The cave is uninhabited. Staffa itself is uninhabited. You reach it by boat, spend an hour or two on the island, and leave on the same boat.
Getting There
Staffa lies off the western coast of the Isle of Mull in the Inner Hebrides. Several operators run boat trips:
Staffa Trips runs daily departures from Fionnphort village on Mull and from Iona, the small island just south of Mull’s tip. A standard tour to Staffa runs around three hours and costs approximately GBP 30 per person for adults. The schedule is weather-dependent and the skipper can alter or cancel sailings at their discretion for safety reasons.
Staffa Tours operates from Oban, Tobermory, and several other departure points, offering six-hour trips that combine Staffa with the Treshnish Isles, where puffins nest in large numbers from April through late July.
Good news if you are visiting in 2026: work to improve the landing infrastructure and stairways at Staffa was completed in May 2026, and landings are now possible whenever sea conditions allow. Previously, rough swells would prevent landing even on nominally dry days.
Book your trip in advance, especially during July and August, when puffin-watching demand peaks alongside general tourist season. Always check the operator’s website the morning of your trip for weather updates.
The Island Itself
Landing on Staffa, you follow a path along the southern coast to the cave mouth. The hexagonal columns that make up the island’s shoreline become clearer as you approach: some are perfect, some have broken and worn to rounded stumps. The cave entrance is a low arch of basalt over dark water. In calm conditions you can walk along a ledge of broken column tops into the cave interior, far enough to hear the acoustic effect clearly. In rougher conditions, the cave is viewable from outside.
The puffins nest on the grassy upper plateau of the island, away from the cave. They are entirely unbothered by human presence at close range, which makes them either trusting or oblivious; the effect is the same. If you are visiting between May and July, allow time on the upper plateau. Watching a puffin land badly with a bill full of sand eels is one of those things that does not photograph well but that you do not forget.
Other wildlife regularly seen on Staffa and during the crossing: grey seals, bottlenose dolphins, and occasional minke whales. Sea eagles, one of the conservation success stories of the Scottish islands, are present around Mull year-round.
Using Mull as a Base
Most visitors to Staffa base themselves on Mull, which has the nearest significant accommodation and food options. The island is about a 45-minute ferry crossing from Oban on the mainland.

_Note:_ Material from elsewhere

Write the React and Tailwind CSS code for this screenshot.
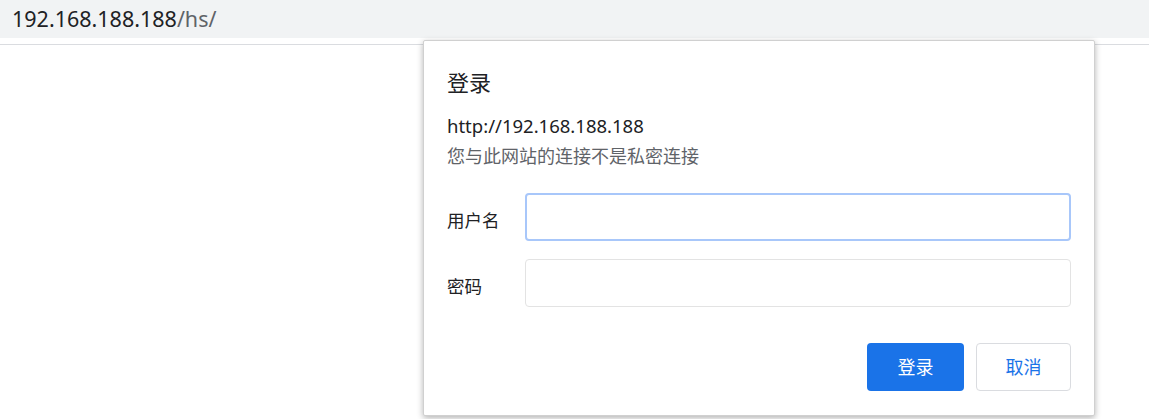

Tobermory, Mull’s main town, has coloured harbour-front buildings that most people recognise from photographs without knowing where they are. The town is small and genuinely pleasant without being too self-consciously pretty.
For food: Macgochans sits on the harbour and serves Mull mussels in white wine and garlic, Cullen skink (a smoked haddock and potato soup that is one of Scotland’s better food achievements), and reliable pub food in an environment full of local fishermen and island families. The Galleon Bistro, a short walk from the waterfront, is smaller and more ambitious, with a rotating seasonal menu that focuses on seafood and local game. Book it in advance, particularly in summer; it fills up quickly and does not have many covers. For something simpler, the chip van at Tobermory is locally famous and serves haggis as well as fish.
The Glass Barn at Isle of Mull Cheese, about five minutes from Tobermory, is worth a visit for a morning coffee and something from the farm shop. The farm makes cheese, stocks local gin from the island distillery, and the cafe serves good breakfasts using their own and neighbouring producers’ ingredients.
For accommodation: the Western Isles Hotel on the hill above Tobermory has generous views over the bay and is the main full-service hotel in town. Self-catering cottages are the dominant accommodation type across Mull and are generally well-maintained; Island Holiday Cottages is a good starting point. Budget around GBP 90-140 per night for a mid-range option in summer; higher in July and August.
Iona
The ferry from Fionnphort to Iona takes five minutes. Iona is where St. Columba founded his monastery in 563 CE, establishing a centre of Christian scholarship that produced the Book of Kells (now in Dublin’s Trinity College, not on Iona) and sent missionaries across northern Europe. The current Iona Abbey is a 20th-century reconstruction of a medieval structure on the site of Columba’s original community, and it is still an active religious centre run by the Iona Community. The island is 3 miles long, mostly accessible on foot, and genuinely quiet in a way that feels like a deliberate contrast to the mainland.
If you are taking a Staffa boat tour from Iona or Fionnphort, combining it with a few hours on Iona is straightforward and worth doing.
Practical Tips
The weather on the Inner Hebrides changes without much notice. A morning that looks calm can produce a 40 mph wind by afternoon, and a grey overcast can lift into something extraordinary within an hour. Pack waterproof layers regardless of the forecast. Bring proper walking shoes; the basalt underfoot on Staffa is wet and uneven.
Mobile reception on Mull and on Staffa is patchy. Download offline maps before you leave the mainland. The operators all have contact numbers; use them for weather and sailing confirmation the morning of your trip.
If the cave interior is inaccessible on the day you visit because of sea conditions, you have still seen one of the more remarkable coastal geology sites in Europe. The approach by boat, with the columns rising from the water, is not a consolation prize. Mendelssohn, for what it is worth, was sick on the crossing and could not stay inside the cave long; it still produced the Hebrides Overture.
The best months for combining puffins, cave access, and reasonable weather probability are June and early July.